Наутро, около девяти, когда я пил вторую чашку кофе, в дверь позвонили. Голос в домофоне был мне незнаком.
— У меня сломалась машина. Можно воспользоваться вашим телефоном?
Растерявшись от неожиданности, я открыл и увидел перед собой мужчину средних лет.
— Извините за вторжение. У меня нет с собой мобильного, а ближайшая кабина не работает. Разумеется, я заплачу за звонок.
— Что вы, не стоит, — ответил я, протягивая ему телефон.
Он взял трубку, набрал номер. И, не дождавшись ответа, рухнул на пол.
Я ужаснулся. Кинулся к нему, услышал далекое «алло» в трубке и инстинктивно повесил ее. Потом встряхнул гостя за плечо:
— Мсье! Мсье!
Я перевернул его на спину. Рот у него был приоткрыт, лицо изумленное. Я похлопал его по щекам. Никакой реакции. Сбегав за водой, я попытался напоить его из стакана, но тщетно. Я вылил остаток ему на лицо. Он не шелохнулся.
Я пощупал пульс незнакомца и получил подтверждение тому, что и так уже знал. Как мы узнаем, что человек умер? Я не врач, но всякий раз, оказываясь, так сказать, в присутствии мертвеца, испытывал глубочайшую неловкость от ощущения чего-то невыносимо неприличного. Так и чесался язык сказать: «Побойтесь Бога, мсье, что вы себе позволяете? Разве можно так распускаться? Возьмите себя в руки!» Еще хуже, если вы знали покойного: «Что за номера? Это на тебя непохоже!» Не говоря уже о крайнем случае, потрясающем нас своей почти обсценностью, когда безвременно ушедший был нам дорог.
Правда, мой покойник мне дорог не был, и ушедшим я бы тоже его не назвал. Напротив, он выбрал именно этот исключительный момент своей жизни, чтобы войти в мою.
Однако не время было философствовать. Я потянулся к телефону, чтобы вызвать «скорую», — и замер, вспомнив вчерашний разговор.

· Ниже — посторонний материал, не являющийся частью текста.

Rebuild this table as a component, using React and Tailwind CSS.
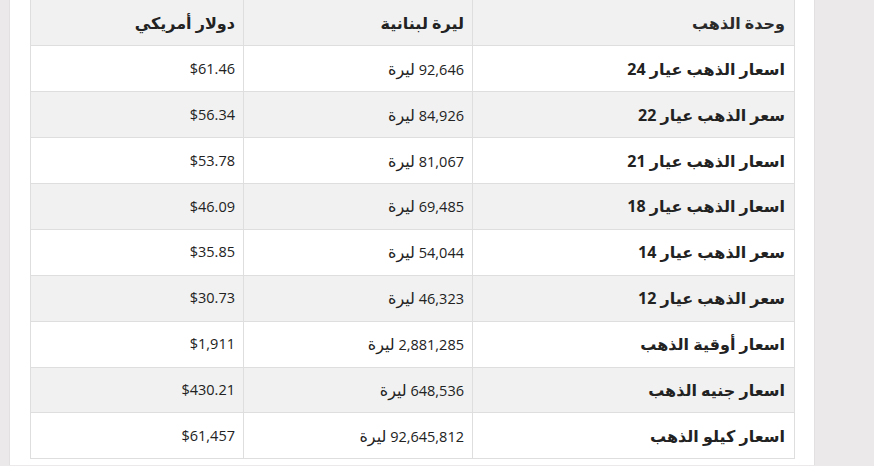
const rows = [
  { name: 'اسعار الذهب عيار 24', lbp: '92,646', usd: '$61.46' },
  { name: 'سعر الذهب عيار 22', lbp: '84,926', usd: '$56.34' },
  { name: 'اسعار الذهب عيار 21', lbp: '81,067', usd: '$53.78' },
  { name: 'اسعار الذهب عيار 18', lbp: '69,485', usd: '$46.09' },
  { name: 'سعر الذهب عيار 14', lbp: '54,044', usd: '$35.85' },
  { name: 'سعر الذهب عيار 12', lbp: '46,323', usd: '$30.73' },
  { name: 'اسعار أوقية الذهب', lbp: '2,881,285', usd: '$1,911' },
  { name: 'اسعار جنيه الذهب', lbp: '648,536', usd: '$430.21' },
  { name: 'اسعار كيلو الذهب', lbp: '92,645,812', usd: '$61,457' },
];

export default function App() {
  return (
    <div className="w-[874px] h-[466px] overflow-hidden bg-[#ebe9ea] font-['Open_Sans','DejaVu_Sans',sans-serif] text-[#222]">
      <div className="ml-[9px] w-[806px] h-full bg-white border-l border-r border-[#e2e0e1] px-[20px]">
        <table dir="rtl" className="w-[764px] -mt-[0.6px] border-collapse table-fixed text-[14.5px]">
          <colgroup>
            <col className="w-[322px]" />
            <col className="w-[229px]" />
            <col className="w-[213px]" />
          </colgroup>
          <thead>
            <tr className="bg-[#f1f1f1] h-[45.9px]">
              <th className="border border-[#dedede] text-right pr-[9px] font-bold text-[16px] text-[#2a2a2a]">وحدة الذهب</th>
              <th className="border border-[#dedede] text-right pr-[8px] font-bold text-[16px]">ليرة لبنانية</th>
              <th className="border border-[#dedede] text-right pr-[8px] font-bold text-[16px]">دولار أمريكي</th>
            </tr>
          </thead>
          <tbody>
            {rows.map((r, i) => (
              <tr key={r.name} className={i % 2 === 1 ? 'bg-[#f1f1f1] h-[45.9px]' : 'bg-white h-[45.9px]'}>
                <td className="border border-[#dedede] text-right pr-[9px] font-bold text-[16px]">{r.name}</td>
                <td className="border border-[#dedede] text-right pr-[8px]">
                  {r.lbp} <span className="text-[16px]">ليرة</span>
                </td>
                <td className="border border-[#dedede] text-right pr-[8px]">{r.usd}</td>
              </tr>
            ))}
          </tbody>
        </table>
      </div>
    </div>
  );
}
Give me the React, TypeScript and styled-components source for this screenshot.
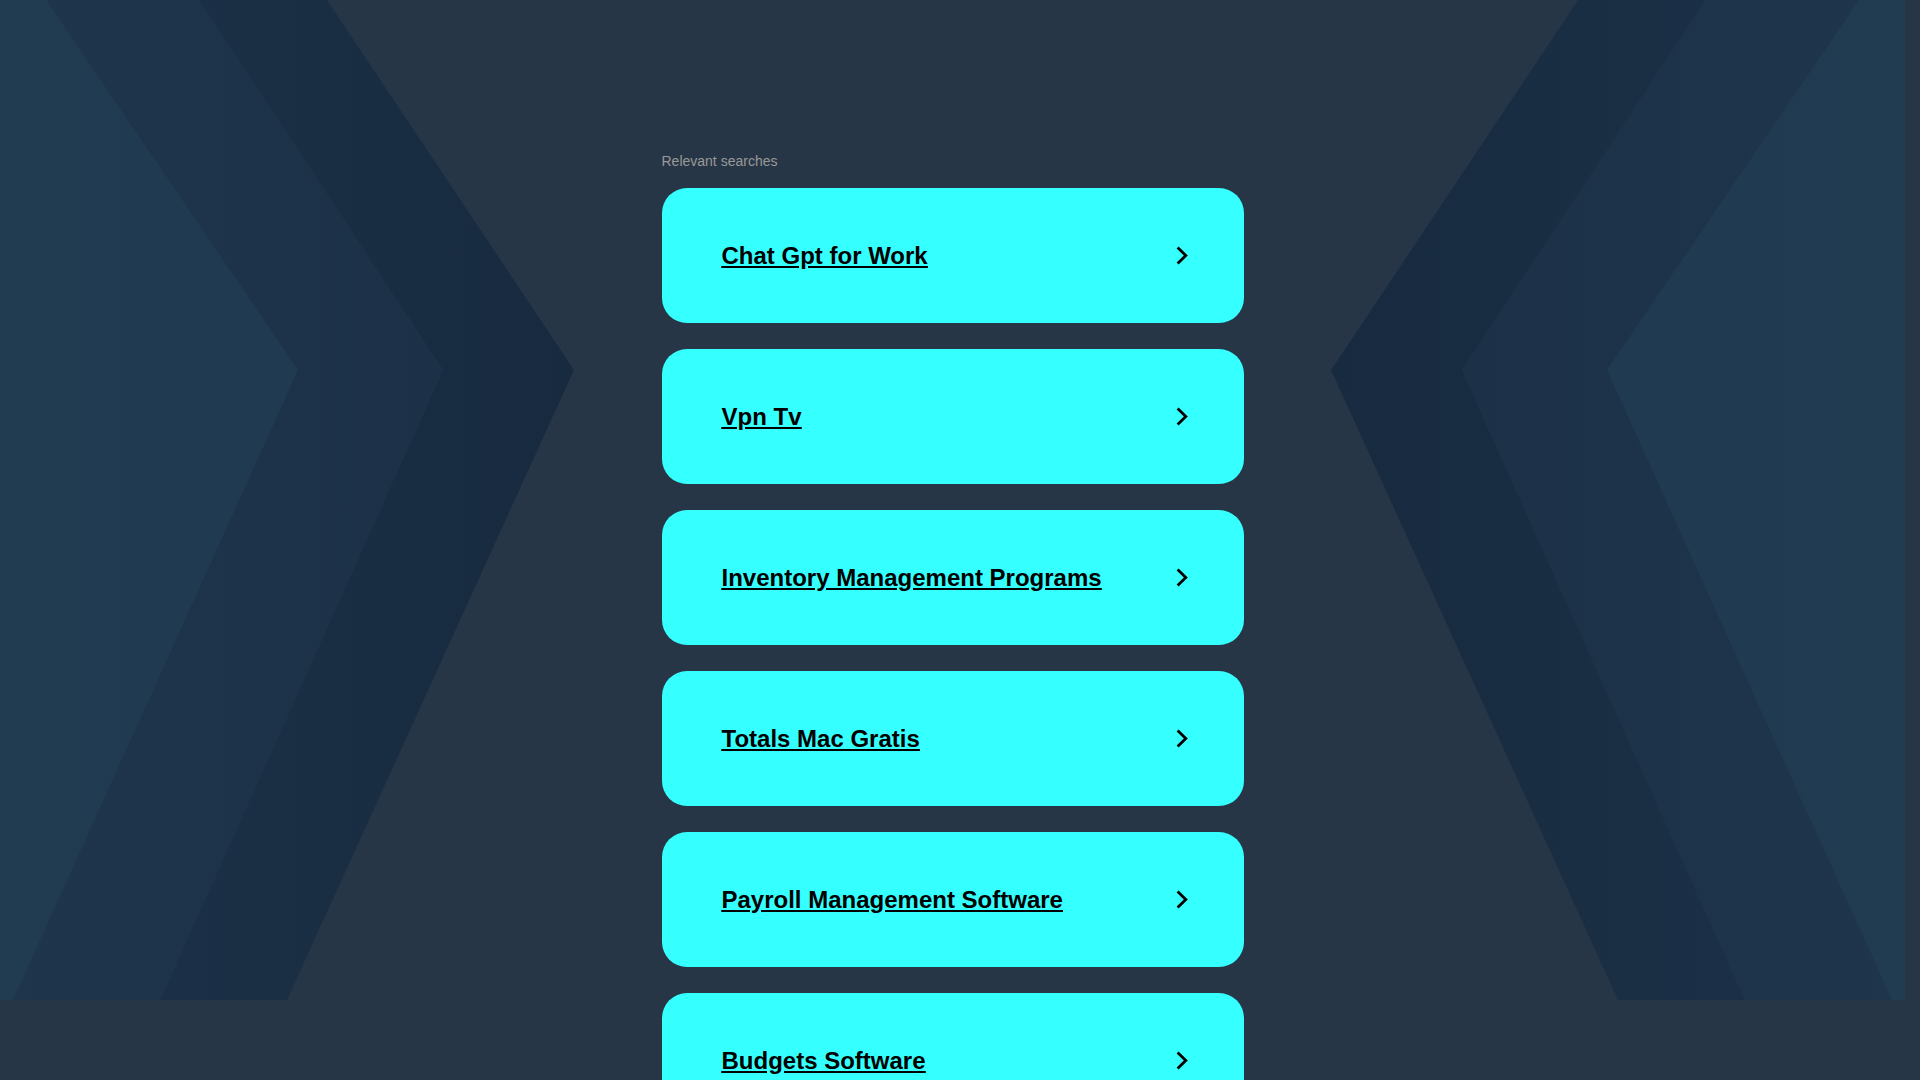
import * as React from 'react'
import styled, { createGlobalStyle } from 'styled-components'

const searches = [
  'Chat Gpt for Work',
  'Vpn Tv',
  'Inventory Management Programs',
  'Totals Mac Gratis',
  'Payroll Management Software',
  'Budgets Software',
]

// the reference page is laid out beside a 15px scrollbar
const GUTTER = 15

// chevron backdrop, left half; right half is the mirror image
const W = 1905
const bands = [
  { pts: [[0, 0], [46, 0], [298, 370], [13, 1000], [0, 1000]], from: '#213b51', to: '#1f3a51' },
  { pts: [[46, 0], [199, 0], [443, 370], [160, 1000], [13, 1000], [298, 370]], from: '#1e354b', to: '#1c3147' },
  { pts: [[199, 0], [327, 0], [574, 370], [287, 1000], [160, 1000], [443, 370]], from: '#1b3046', to: '#172a3f' },
]

function backdrop() {
  const defs: string[] = []
  const shapes: string[] = []
  bands.forEach((b, i) => {
    defs.push(
      `<linearGradient id="l${i}" x1="0" y1="0" x2="1" y2="0"><stop offset="0" stop-color="${b.from}"/><stop offset="1" stop-color="${b.to}"/></linearGradient>`,
      `<linearGradient id="r${i}" x1="1" y1="0" x2="0" y2="0"><stop offset="0" stop-color="${b.from}"/><stop offset="1" stop-color="${b.to}"/></linearGradient>`,
    )
    shapes.push(
      `<polygon fill="url(#l${i})" points="${b.pts.map(p => p.join(',')).join(' ')}"/>`,
      `<polygon fill="url(#r${i})" points="${b.pts.map(p => `${W - p[0]},${p[1]}`).join(' ')}"/>`,
    )
  })
  const svg = `<svg xmlns="http://www.w3.org/2000/svg" viewBox="0 0 ${W} 1000" preserveAspectRatio="none"><defs>${defs.join('')}</defs>${shapes.join('')}</svg>`
  return `url("data:image/svg+xml,${encodeURIComponent(svg)}")`
}

const GlobalStyle = createGlobalStyle`
  html, body {
    margin: 0;
    padding: 0;
  }
  body {
    background-color: #273646;
    background-image: ${backdrop()};
    background-repeat: no-repeat;
    background-position: left top;
    background-size: calc(100% - ${GUTTER}px) 1000px;
    font-family: 'Liberation Sans', Arial, sans-serif;
  }
`

export default function App() {
  return (
    <>
      <GlobalStyle />
      <Page>
        <Column>
          <Heading>Relevant searches</Heading>
          <List>
            {searches.map(term => (
              <SearchLink key={term} href='#'>
                <Term>{term}</Term>
                <Arrow viewBox='0 0 12 19' width='12' height='19'>
                  <polyline points='1.6,1.6 9.8,9.5 1.6,17.4' fill='none' stroke='#000' strokeWidth='2.8' />
                </Arrow>
              </SearchLink>
            ))}
          </List>
        </Column>
      </Page>
    </>
  )
}

const Page = styled.main`
  padding: 153px ${GUTTER}px 270px 0;
`
const Column = styled.section`
  width: 582px;
  margin: 0 auto;
`
const Heading = styled.h2`
  margin: 0 0 19px;
  font-size: 14px;
  line-height: 16px;
  font-weight: normal;
  color: #999;
`
const List = styled.div`
  display: flex;
  flex-direction: column;
  gap: 26px;
`
const SearchLink = styled.a`
  display: flex;
  align-items: center;
  justify-content: space-between;
  height: 135px;
  padding: 0 56px 0 60px;
  box-sizing: border-box;
  border-radius: 25px;
  background: #36ffff;
  color: #000;
`
const Term = styled.span`
  font-size: 24px;
  font-weight: bold;
  text-decoration: underline;
`
const Arrow = styled.svg`
  flex: none;
`
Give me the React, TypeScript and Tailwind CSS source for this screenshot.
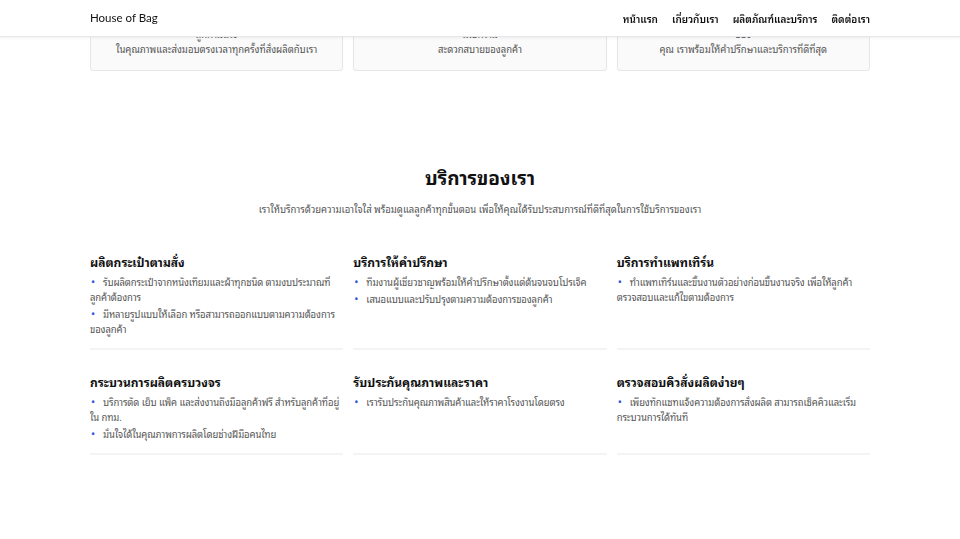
import type { ReactNode } from 'react'

const thai = "font-['Noto_Sans_Thai_Looped','Noto_Sans_Thai',sans-serif]"

const links = ['หน้าแรก', 'เกี่ยวกับเรา', 'ผลิตภัณฑ์และบริการ', 'ติดต่อเรา']

const highlights = [
  ['เราเป็นโรงงานผลิตกระเป๋าที่มีประสบการณ์ยาวนาน ทำให้ลูกค้ามั่นใจ', 'ในคุณภาพและส่งมอบตรงเวลาทุกครั้งที่สั่งผลิตกับเรา'],
  ['เราดูแลการผลิตครบวงจรตั้งแต่ออกแบบจนถึงการจัดส่ง เพื่อความ', 'สะดวกสบายของลูกค้า'],
  ['ไม่ว่าจะเป็นกระเป๋าผ้าหรือกระเป๋าหนังตามที่ลูกค้าต้องการของ', 'คุณ เราพร้อมให้คำปรึกษาและบริการที่ดีที่สุด'],
]

const services: { title: string; items: string[] }[] = [
  {
    title: 'ผลิตกระเป๋าตามสั่ง',
    items: [
      'รับผลิตกระเป๋าจากหนังเทียมและผ้าทุกชนิด ตามงบประมาณที่ลูกค้าต้องการ',
      'มีหลายรูปแบบให้เลือก หรือสามารถออกแบบตามความต้องการของลูกค้า',
    ],
  },
  {
    title: 'บริการให้คำปรึกษา',
    items: [
      'ทีมงานผู้เชี่ยวชาญพร้อมให้คำปรึกษาตั้งแต่ต้นจนจบโปรเจ็ค',
      'เสนอแบบและปรับปรุงตามความต้องการของลูกค้า',
    ],
  },
  {
    title: 'บริการทำแพทเทิร์น',
    items: ['ทำแพทเทิร์นและขึ้นงานตัวอย่างก่อนขึ้นงานจริง เพื่อให้ลูกค้าตรวจสอบและแก้ไขตามต้องการ'],
  },
  {
    title: 'กระบวนการผลิตครบวงจร',
    items: [
      'บริการตัด เย็บ แพ็ค และส่งงานถึงมือลูกค้าฟรี สำหรับลูกค้าที่อยู่ใน กทม.',
      'มั่นใจได้ในคุณภาพการผลิตโดยช่างฝีมือคนไทย',
    ],
  },
  {
    title: 'รับประกันคุณภาพและราคา',
    items: ['เรารับประกันคุณภาพสินค้าและให้ราคาโรงงานโดยตรง'],
  },
  {
    title: 'ตรวจสอบคิวสั่งผลิตง่ายๆ',
    items: ['เพียงทักแชทแจ้งความต้องการสั่งผลิต สามารถเช็คคิวและเริ่มกระบวนการได้ทันที'],
  },
]

const Navbar = () => (
  <header className="fixed inset-x-0 top-0 z-10 h-[37px] border-b border-gray-200 bg-white shadow-[0_1px_3px_rgba(0,0,0,0.06)]">
    <div className="mx-auto flex h-full w-[780px] items-center justify-between">
      <span className="font-['Lato',sans-serif] text-[11.5px] text-[#111]">House of Bag</span>
      <nav className="flex gap-[14px] text-[10px] font-semibold text-[#111]">
        {links.map((l) => (
          <a key={l} href="#">
            {l}
          </a>
        ))}
      </nav>
    </div>
  </header>
)

const Card = ({ children }: { children: ReactNode }) => (
  <div className="rounded-[3px] border border-gray-200 bg-[#fafafa] px-3 pt-4 pb-[14px] text-center text-[9.5px] leading-[15px] text-[#555] shadow-[0_1px_2px_rgba(0,0,0,0.04)]">
    {children}
  </div>
)

export default function App() {
  return (
    <div className={`min-h-screen bg-white ${thai}`}>
      <Navbar />

      {/* feature cards, scrolled mostly out of view */}
      <div className="mx-auto flex h-[71px] w-[780px] items-end overflow-hidden">
        <div className="grid w-full grid-cols-3 gap-[10px]">
          {highlights.map((lines, i) => (
            <Card key={i}>
              <p className="mb-2 text-[13px] font-semibold text-[#222]">คุณภาพที่เชื่อถือได้</p>
              {lines.map((l) => (
                <p key={l}>{l}</p>
              ))}
            </Card>
          ))}
        </div>
      </div>

      <section className="mx-auto w-[780px] pt-[92px] pb-20">
        <h2 className="text-center text-[19px] leading-[28px] font-bold text-[#111]">บริการของเรา</h2>
        <p className="mt-[10px] text-center text-[9.5px] leading-[16px] text-[#555]">
          เราให้บริการด้วยความเอาใจใส่ พร้อมดูแลลูกค้าทุกขั้นตอน เพื่อให้คุณได้รับประสบการณ์ที่ดีที่สุดในการใช้บริการของเรา
        </p>

        <div className="mt-[35px] grid grid-cols-3 gap-x-[10px] gap-y-[22px]">
          {services.map((s) => (
            <div key={s.title} className="border-b-2 border-gray-100 pb-[12px]">
              <h3 className="text-[12px] leading-[20px] font-bold text-[#111]">{s.title}</h3>
              <ul className="mt-[2px] flex flex-col gap-[2px] text-[9.5px] leading-[15px] tracking-[-0.1px] text-[#555]">
                {s.items.map((it) => (
                  <li key={it}>
                    <span className="inline-block w-[13px] pl-[1px] text-[11px] leading-none text-[#2f54d8]">•</span>
                    {it}
                  </li>
                ))}
              </ul>
            </div>
          ))}
        </div>
      </section>
    </div>
  )
}
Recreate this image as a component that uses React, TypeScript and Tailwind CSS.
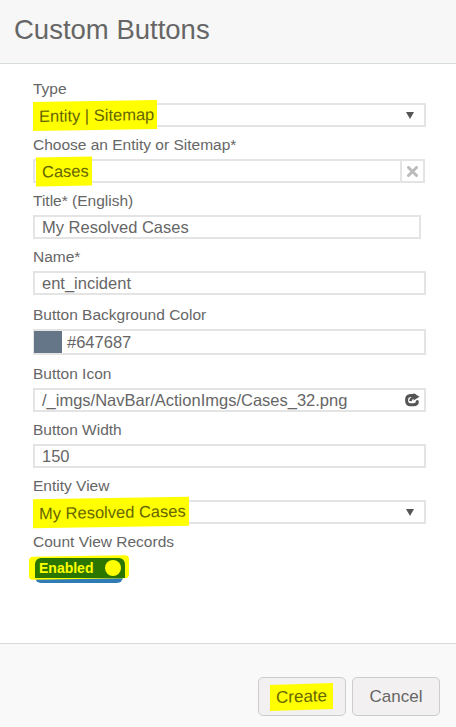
import React from 'react';

const font = { fontFamily: '"Liberation Sans", Arial, sans-serif' };

function Hl({ children, className = '' }: { children: React.ReactNode; className?: string }) {
  return (
    <span className={`bg-[#ffff00] text-[#666600] -ml-[6px] pl-[6px] pr-[3px] py-[2px] -skew-y-1 inline-block ${className}`}>
      {children}
    </span>
  );
}

function Label({ children }: { children: React.ReactNode }) {
  return <div className="text-[15.5px] leading-[20px] text-[#666] mb-[4px]">{children}</div>;
}

function Caret() {
  return (
    <svg width="8" height="7" viewBox="0 0 8 7" className="shrink-0">
      <path d="M0 0 H8 L4 7 Z" fill="#555" />
    </svg>
  );
}

function Box({ children, className = '' }: { children: React.ReactNode; className?: string }) {
  return (
    <div className={`h-[24px] border-2 border-[#e4e4e4] bg-white flex items-center text-[16.5px] text-[#666] ${className}`}>
      {children}
    </div>
  );
}

export default function App() {
  return (
    <div className="w-[456px] h-[727px] flex flex-col bg-white" style={font}>
      <div className="h-[64px] bg-[#f7f7f7] border-b border-[#d6dcdc] pl-[14px] pt-[15px]">
        <h1 className="text-[27.5px] leading-[30px] text-[#666]">Custom Buttons</h1>
      </div>

      <div className="flex-1 pl-[33px] pr-[30px] pt-[15px] flex flex-col gap-[8px]">
        <div>
          <Label>Type</Label>
          <Box className="justify-between pl-[4px] pr-[10px]">
            <Hl>Entity | Sitemap</Hl>
            <Caret />
          </Box>
        </div>

        <div>
          <Label>Choose an Entity or Sitemap*</Label>
          <Box className="mr-[1px]">
            <div className="flex-1 pl-[7px]">
              <Hl>Cases</Hl>
            </div>
            <div className="w-[23px] h-full border-l-2 border-[#e4e4e4] flex items-center justify-center">
              <svg width="11" height="11" viewBox="0 0 11 11">
                <path d="M1.5 1.5 L9.5 9.5 M9.5 1.5 L1.5 9.5" stroke="#bbb" strokeWidth="3" strokeLinecap="round" />
              </svg>
            </div>
          </Box>
        </div>

        <div>
          <Label>Title* (English)</Label>
          <Box className="pl-[7px] mr-[5px]">My Resolved Cases</Box>
        </div>

        <div>
          <Label>Name*</Label>
          <Box className="pl-[7px]">ent_incident</Box>
        </div>

        <div className="mt-[2px]">
          <Label>Button Background Color</Label>
          <Box className="h-[26px]">
            <div className="w-[28px] h-full bg-[#647687] -ml-[1px]" />
            <span className="pl-[5px]">#647687</span>
          </Box>
        </div>

        <div className="mt-[1px]">
          <Label>Button Icon</Label>
          <Box className="pl-[7px] pr-[4px] justify-between">
            <span>/_imgs/NavBar/ActionImgs/Cases_32.png</span>
            <svg width="15" height="14" viewBox="0 0 14 13">
              <path d="M9 2.2 H5 Q1.5 2.2 1.5 6 V7 Q1.5 11 5 11 H8 Q11.5 11 11.5 8" fill="none" stroke="#555" strokeWidth="2.8" strokeLinecap="round" />
              <path d="M8 0 L13.5 3.5 L8 7 Z" fill="#555" />
              <path d="M5 7.5 Q5.5 4.2 9 3.6" fill="none" stroke="#555" strokeWidth="2.4" />
            </svg>
          </Box>
        </div>

        <div>
          <Label>Button Width</Label>
          <Box className="pl-[7px]">150</Box>
        </div>

        <div>
          <Label>Entity View</Label>
          <Box className="justify-between pl-[4px] pr-[10px]">
            <Hl>My Resolved Cases</Hl>
            <Caret />
          </Box>
        </div>

        <div>
          <Label>Count View Records</Label>
          <div className="relative w-[100px] h-[27px] -ml-[4px]">
            <div className="absolute left-[6px] top-[2px] w-[88px] h-[25px] rounded-[6px] bg-[#2f7bb5]" />
            <div className="absolute left-0 top-0 w-[100px] h-[23px] rounded-[4px] bg-[#ffff00] -skew-y-1" />
            <div className="absolute left-[6px] top-[2px] w-[90px] h-[20px] rounded-t-[6px] bg-[#2a7600] flex items-center pl-[4px] pr-[4px] justify-between">
              <span className="text-[14px] font-bold text-[#ffff00] leading-none">Enabled</span>
              <span className="w-[16px] h-[16px] rounded-full bg-[#ffff00]" />
            </div>
          </div>
        </div>
      </div>

      <div className="h-[84px] bg-[#f9f9f9] border-t border-[#d6dcdc] flex justify-end items-start gap-[6px] pt-[33px] pr-[16px]">
        <button className="w-[88px] h-[39px] rounded-[5px] border border-[#ccc] bg-[#f2f0f0] text-[17px] text-[#666] flex items-center justify-center">
          <span className="bg-[#ffff00] text-[#666600] px-[6px] -skew-y-2 inline-block">Create</span>
        </button>
        <button className="w-[88px] h-[39px] rounded-[5px] border border-[#ccc] bg-[#f2f0f0] text-[17px] text-[#666]">
          Cancel
        </button>
      </div>
    </div>
  );
}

«Вот так совпадение!» — подумалось мне.
Последовать ли совету моего давешнего собеседника? Не из тех ли он светских провокаторов, что выдают несуразности с единственной целью эпатировать публику? Мне хотелось позвонить в «Скорую» и в полицию. Я был один с трупом незнакомца — смею сказать, незнакомца в квадрате, ведь даже ваш сосед, чьи семейные сцены вы двадцать лет слышите за стеной, становится вам чужим по ту сторону Стикса. В подобных случаях хочется, чтобы рядом кто-то был, хотя бы для того, чтобы призвать его в свидетели: «Видите, что со мной приключилось?»
Слово «свидетель» повергло меня в раздумье. Свидетелей-то у меня и не имелось. Мой собеседник вчера толковал о смерти на званом ужине, но это не мой случай. Со мной не было никого, кто мог бы подтвердить, что я ни при чем. Я выходил идеальным виновным.
Думать дальше в этом направлении не хотелось. Тем более стоило позвонить: надо отмыться от этой абсурдной боязни, которой любитель парадоксов ухитрился меня заразить. Я снова протянул руку к телефону.
Кто на моей памяти делал это в последний раз? Покойник. Эта мысль не внушила мне суеверного страха, зато напомнила, что гость успел набрать номер и трубку сняли. Если я сейчас позвоню куда бы то ни было, то навсегда лишусь единственной возможности, нажав кнопку повтора, узнать, кому же он перед смертью звонил.